Spółka wycofuje markę TP i zastąpi ją Orange. "Rebranding to efekt długich prac. Realizujemy je zgodnie z budżetem. W naszych projekcjach finansowych nic się więc nie zmiania, natomiast w lutym przyszłego roku przedstawimy plan na kolejne trzy lata" - powiedział Witucki na konferencji poświęconej rebrandingowi.

Przypomniał, że wszystkie koszty związane z samą operacją rebrandingu pokrywa Orange Brand Services, który jest właścicielem marki. Spółka nie przedstawia swoich oczekiwań finansowych związanych z rebrandingiem.
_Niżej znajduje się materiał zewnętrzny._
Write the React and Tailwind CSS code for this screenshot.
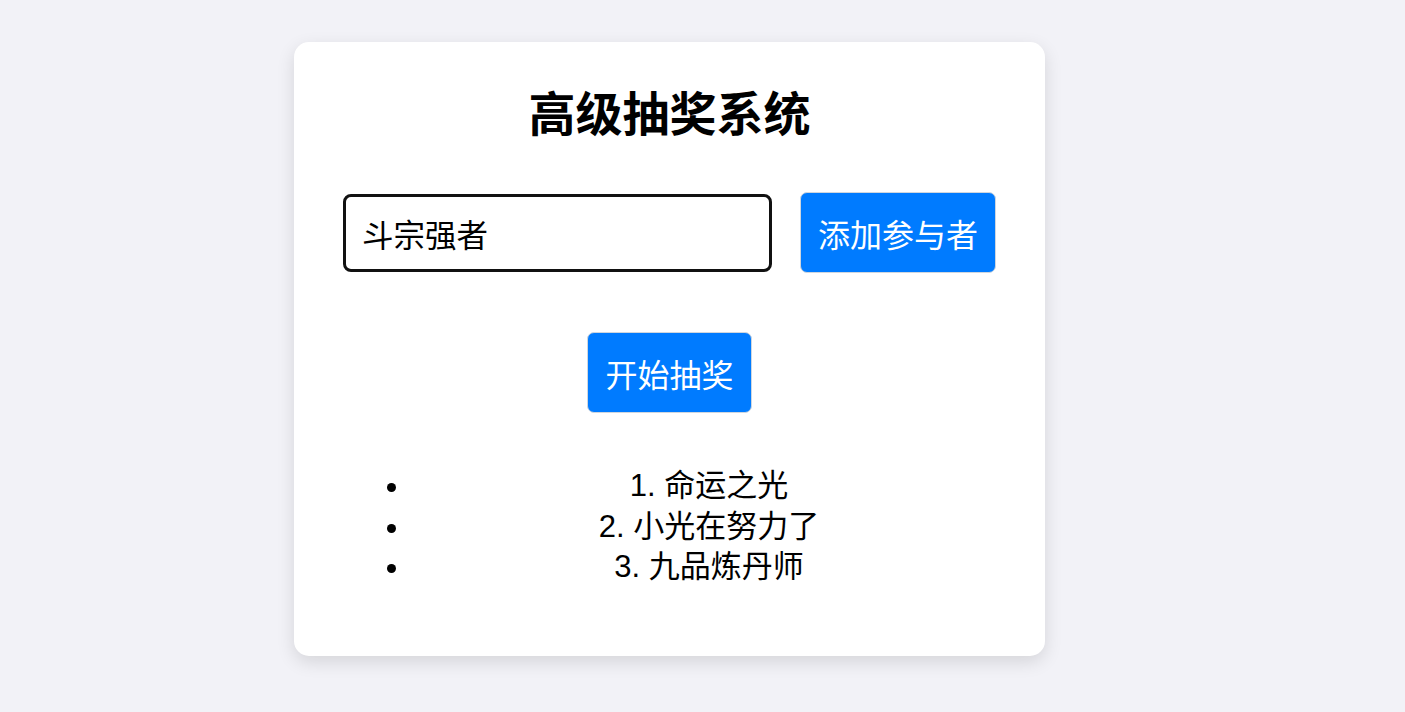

Przedstawiła natomiast nową ofertę "Orange Open".

"Z pewnością nie mówimy o dziesiątkach tysiący klientów oferty Open, ale o liczbach dużo większych" - zaznaczył Witucki.

Spółka zapowiada, że w najbliższym czasie przedstawi kolejne nowe oferty dedykowane m.in. dla klientów biznesowych. Przedstawiciele TPSA deklarują też m.in., że sprzęt oferowany w ramach "Orange Open" będzie związany z wyższymi subsydiami operatora niż dotychczasowe. Pod koniec marca TPSA poinformowała, że wprowadzi markę Orange jako główną markę handlową do 30 czerwca 2012 roku.

Reklama

Orange Brand Services Limited pokryje 100% kosztów związanych ze zmianą marki. Opłaty licencyjne wyniosą 1,6% przychodów objętych rebrandingiem, z wyłączeniem części hurtowej i mniejszą opłatą dla głosowej telefonii stacjonarnej dla klientów indywidualnych.
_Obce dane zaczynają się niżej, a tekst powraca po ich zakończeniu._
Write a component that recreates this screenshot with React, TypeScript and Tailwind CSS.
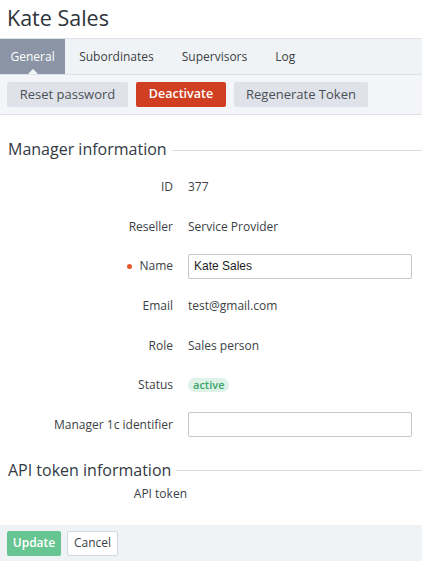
import React from 'react';

const rows: { label: string; value?: string; kind?: 'input' | 'badge'; required?: boolean }[] = [
  { label: 'ID', value: '377' },
  { label: 'Reseller', value: 'Service Provider' },
  { label: 'Name', value: 'Kate Sales', kind: 'input', required: true },
  { label: 'Email', value: 'test@gmail.com' },
  { label: 'Role', value: 'Sales person' },
  { label: 'Status', value: 'active', kind: 'badge' },
  { label: 'Manager 1c identifier', value: '', kind: 'input' },
];

function SectionTitle({ title }: { title: string }) {
  return (
    <div className="flex items-center gap-[5px] pl-2">
      <h2 className="text-[16px] leading-[24px] text-[#333a44] whitespace-nowrap">{title}</h2>
      <div className="flex-1 h-px bg-[#d9dde3] mt-[2px]" />
    </div>
  );
}

export default function App() {
  return (
    <div
      className="w-[422px] h-[564px] bg-white text-[#3b3f45] flex flex-col overflow-hidden"
      style={{ fontFamily: '"Open Sans", "Noto Sans", sans-serif' }}
    >
      <h1 className="text-[21.5px] leading-[28px] px-[7px] pt-[4px] pb-[6px] text-[#2f343b]">Kate Sales</h1>

      {/* tabs */}
      <div className="flex h-[36px] bg-[#f0f3f6] border-t border-[#dde2e8] text-[12px]">
        <div className="relative flex items-center px-[10.5px] bg-[#8b95a5] text-white">
          General
          <span className="absolute bottom-0 left-1/2 -translate-x-1/2 w-0 h-0 border-l-[5px] border-r-[5px] border-b-[5px] border-l-transparent border-r-transparent border-b-[#f3f5f8]" />
        </div>
        <div className="flex items-center px-[14px] text-[#3b3f45]">Subordinates</div>
        <div className="flex items-center px-[14px] text-[#3b3f45]">Supervisors</div>
        <div className="flex items-center px-[14px] text-[#3b3f45]">Log</div>
      </div>

      {/* actions */}
      <div className="flex gap-2 px-[7px] py-[7px] bg-[#f3f5f8] border-t border-b border-[#dde2e8] text-[13px]">
        <button className="h-[25px] w-[121px] rounded-[2px] bg-[#dfe3e9] text-[#4a4f56]">Reset password</button>
        <button className="h-[25px] w-[90px] rounded-[2px] bg-[#d03f22] text-white font-semibold text-[12.5px]">Deactivate</button>
        <button className="h-[25px] w-[134px] rounded-[2px] bg-[#dfe3e9] text-[#4a4f56]">Regenerate Token</button>
      </div>

      <div className="pt-[22px]">
        <SectionTitle title="Manager information" />
        <div className="flex flex-col pt-[6px] text-[12px]">
          {rows.map((r) => (
            <div key={r.label} className="flex items-center h-[39.7px]">
              <div className="w-[173px] flex items-center justify-end gap-[7px] text-[#3b3f45]">
                {r.required && <span className="w-[5px] h-[5px] rounded-full bg-[#e8562a]" />}
                {r.label}
              </div>
              <div className="pl-[15px] flex-1 pr-[10px]">
                {r.kind === 'input' ? (
                  <input
                    readOnly
                    value={r.value}
                    className="w-full h-[25px] border border-[#c3c8cf] rounded-[2px] px-[5px] text-[12px] text-[#222] outline-none"
                    style={{ fontFamily: '"Liberation Sans", Arial, sans-serif' }}
                  />
                ) : r.kind === 'badge' ? (
                  <span className="inline-block mt-[2px] px-[5px] rounded-full bg-[#dff2e8] text-[#3ba56c] font-semibold text-[11px] leading-[14px]">
                    {r.value}
                  </span>
                ) : (
                  <span className="text-[#3b3f45]">{r.value}</span>
                )}
              </div>
            </div>
          ))}
        </div>
      </div>

      <div className="pt-[13px]">
        <SectionTitle title="API token information" />
        <div className="flex items-center h-[24px] text-[12px]">
          <div className="w-[187px] text-right">API token</div>
        </div>
      </div>

      <div className="mt-auto mb-[3px] h-[36px] bg-[#f0f3f6] flex items-center gap-[6px] px-[7px] text-[12px]">
        <button className="h-[25px] w-[54px] rounded-[2px] bg-[#66c591] text-white font-semibold">Update</button>
        <button className="h-[25px] w-[51px] rounded-[2px] bg-white border border-[#d3d7dd] text-[#3b3f45]">Cancel</button>
      </div>
    </div>
  );
}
Zarząd spółki podjął decyzję dotyczącą używania marki Orange do oznaczenia wszystkich produktów oferowanych przez TPSA. Grupa podała wtedy, że gdyby rebranding rozpoczął się 1 stycznia 2011 roku, to łączna dodatkowa opłata licencyjna za rok 2011 wyniosłaby poniżej 75 mln zł.

W 2011 roku TPSA miała 1.917 mln zł skonsolidowanego zysku netto wobec 107 mln zł zysku rok wcześniej, przy przychodach odpowiednio 14.922 mln zł. W raporcie za ub. rok spółka podała, że jej przychody w 2012 r. mogą spaść, ale nie więcej niż o 3% w stosunku do 2011 roku. Marża EBITDA w 2012 r. powinna wynieść 35-37%.